International Day Against Homophobia, Biphobia, and Transphobia
Updated: Jan 21, 2019
By Malan vd Walt - Intern Educational Psychologist
Many parents hold dreams for their children that they cherish. However, at times, a parent’s dream might not fit the reality of their child. One of those instances may be when a parent realises that their child is gay.
17 May marks International Day Against Homophobia, Biphobia, and Transphobia. For the purposes of this blog, we will look at sexual orientation (who a person is romantically attracted to) and not gender identity (whether you identify as a boy or girl, or man or woman).
This blog post will be dedicated to parents of children that identify as lesbian, gay, or bisexual. Some people prefer other terminology to identify their sexuality. For the sake of simplicity, we will focus on the LGB acronym. If you have any further questions, however, please do not hesitate to contact JPCCC.
Being gay is a normal, healthy expression of love, just like being straight is. But we often get questions from parents, such as:
Did I do something ‘wrong’ as a parent?
You did not do anything to “make” your child gay. There simply is no way to predict homosexuality. Gay children have come out of loving families as well as out of abusive families. They have been given positive messages about diverse sexuality in some cases, where other families have told them that being gay is bad or wrong. There is no amount of shaming, intolerance or negative messaging that can change a child from gay to straight, or straight to gay. Disowning your child because of it will only rob you of a relationship with your own child and will not change their* sexuality.
Is it a choice to be gay?
This is a common misconception about being gay. People claim that it is a lifestyle choice caused either by wanting to be different or by being confused. Many people assume that gay people can choose to be straight if they want to, or that they could simply go through their lives without acting on their romantic or sexual feelings even if they are gay. Many people who regard it as a “sin” to be gay compare it to other acts like murder, theft or even child molestation, and say that they can choose not to act on it just like others choose not to murder, steal or abuse children. Let’s look at these assumptions for a bit.
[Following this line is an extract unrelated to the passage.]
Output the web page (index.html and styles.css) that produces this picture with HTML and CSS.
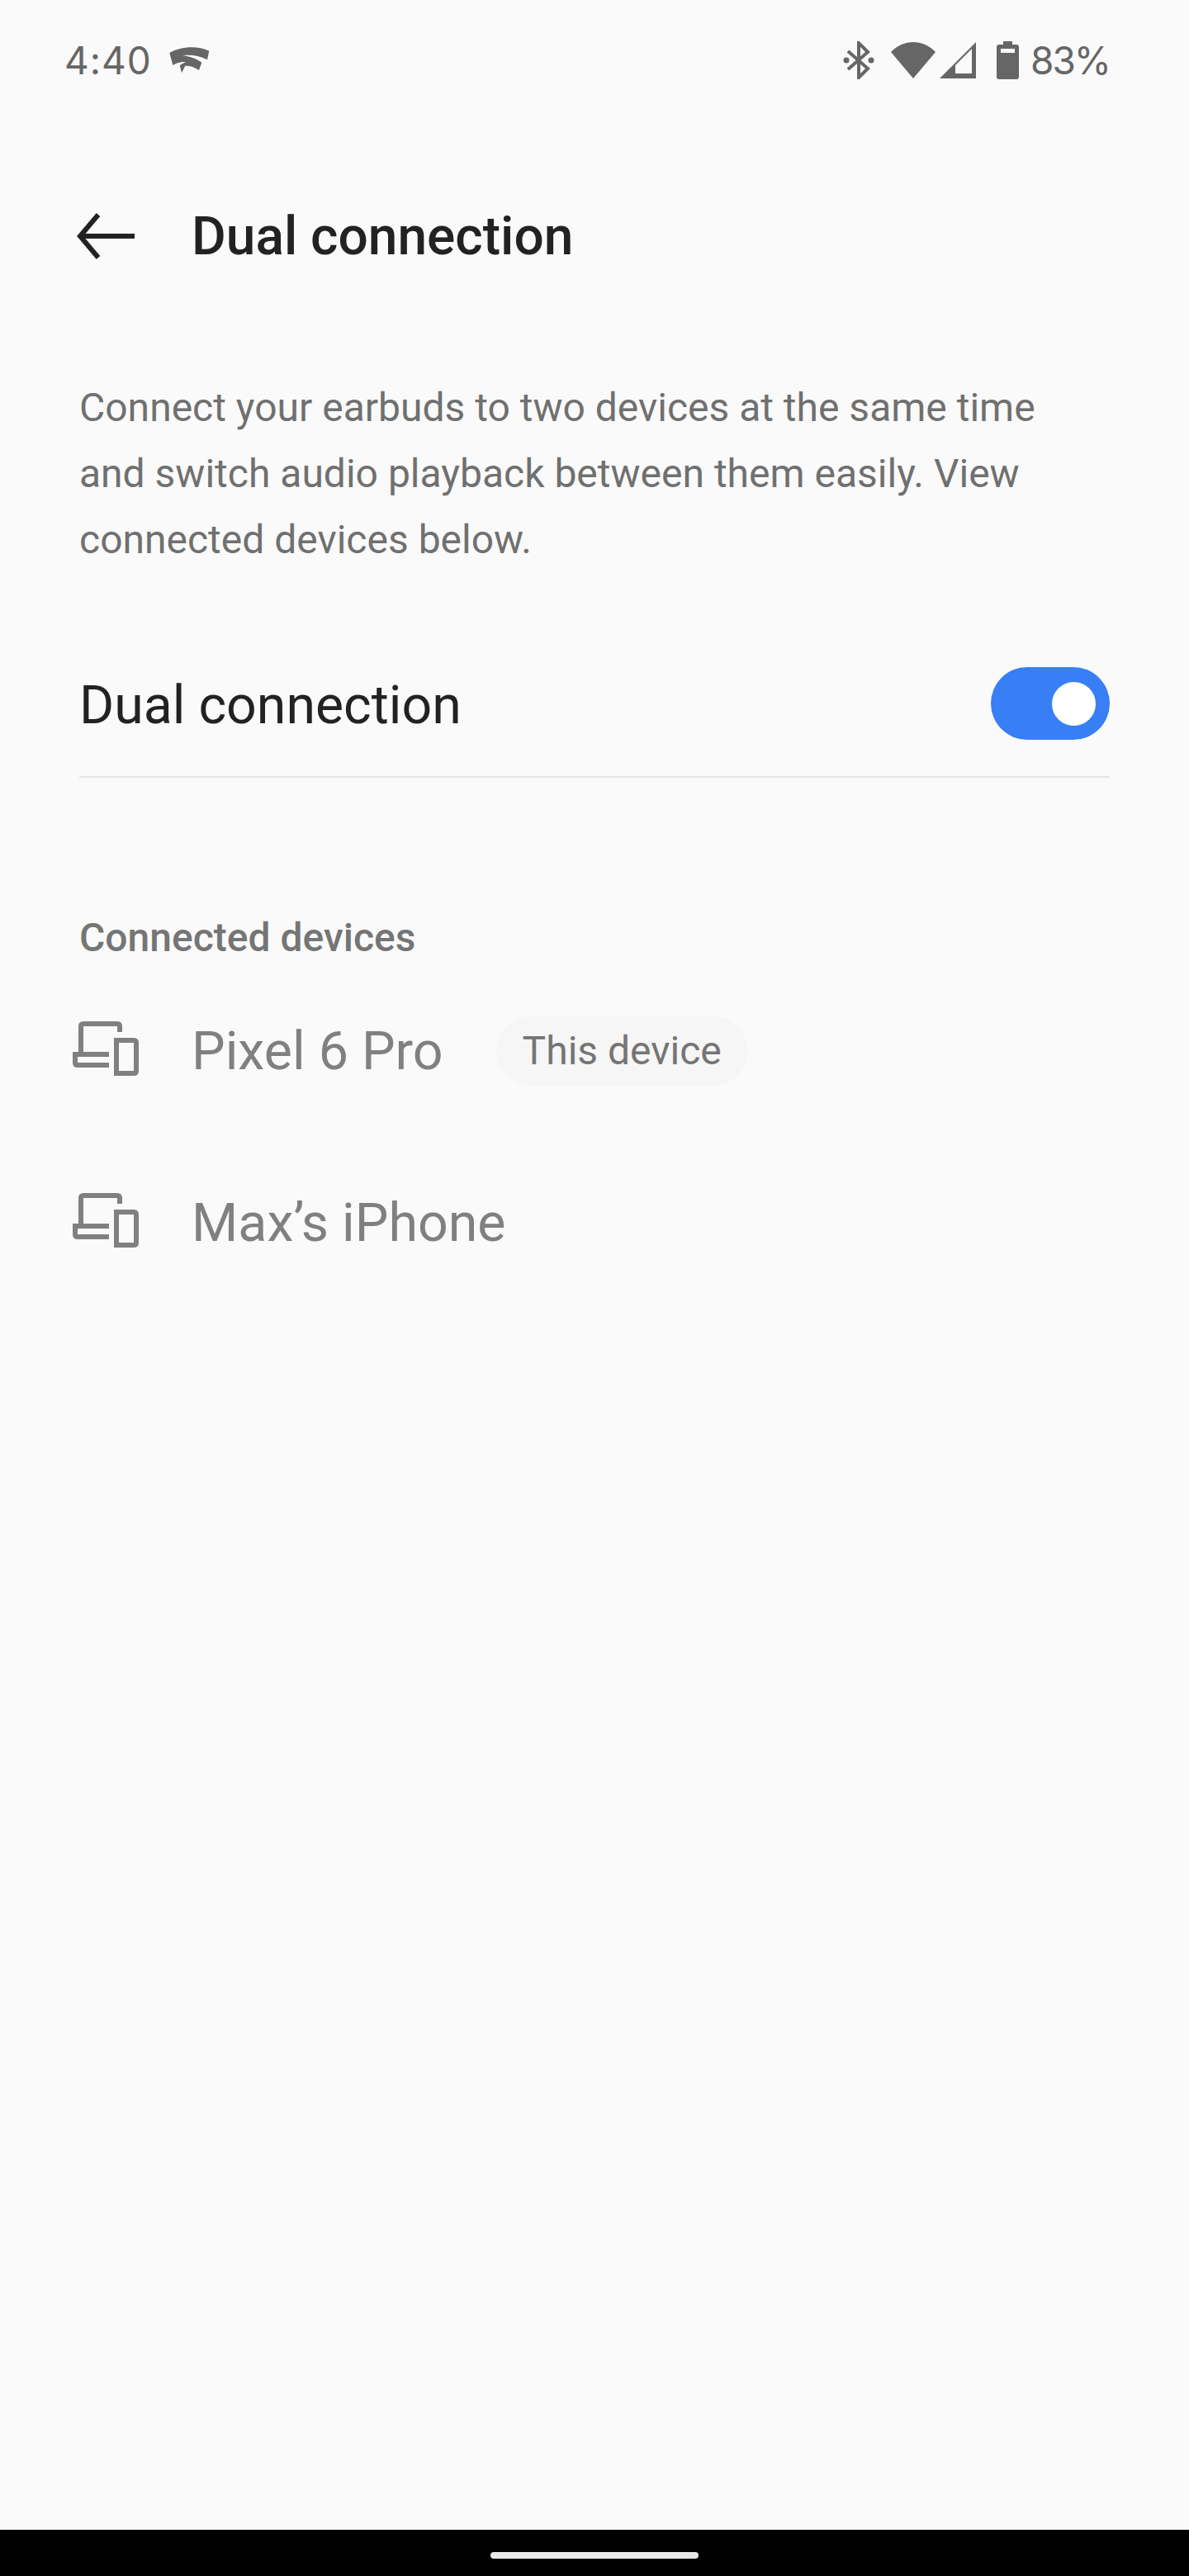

Very few gay people regard their sexual orientation as a choice: why would someone choose to be discriminated against, face stigma, be bullied by other children, be rejected by their parents and families, and be isolated from their religious communities? In fact, these forms of discrimination leads to anxiety, depression, and a disproportionately higher rate of suicide, not because of being gay, but because of homophobia.
Being gay is your child’s identity, not their choice. People might consider being straight to be “normal” and being gay to be “abnormal”, and “choosing” to be gay is trying to deny convention and what is considered normal. But if you start to understand your gay child as being inherently and innately gay, and realize that being gay is a part of their identity, you will understand that it is not their choice to have the identity.
Sexual identity is not a rational aspect of our being that is based on choice. It just happens. We have involuntary responses when we are around someone we find attractive, and we can’t instruct ourselves to have those responses if we do not naturally find someone attractive. The idea of “choice” also assumes that it is easy, or even possible, to redirect your affections to others who you do not find attractive at all. If you are or have ever been in love, imagine a world where someone told you that you are no longer allowed to love that person, and where you have to only love someone from a group of people you are not sexually or romantically attracted to, like someone from the same sex.
Would you be able to “choose” to change who you love?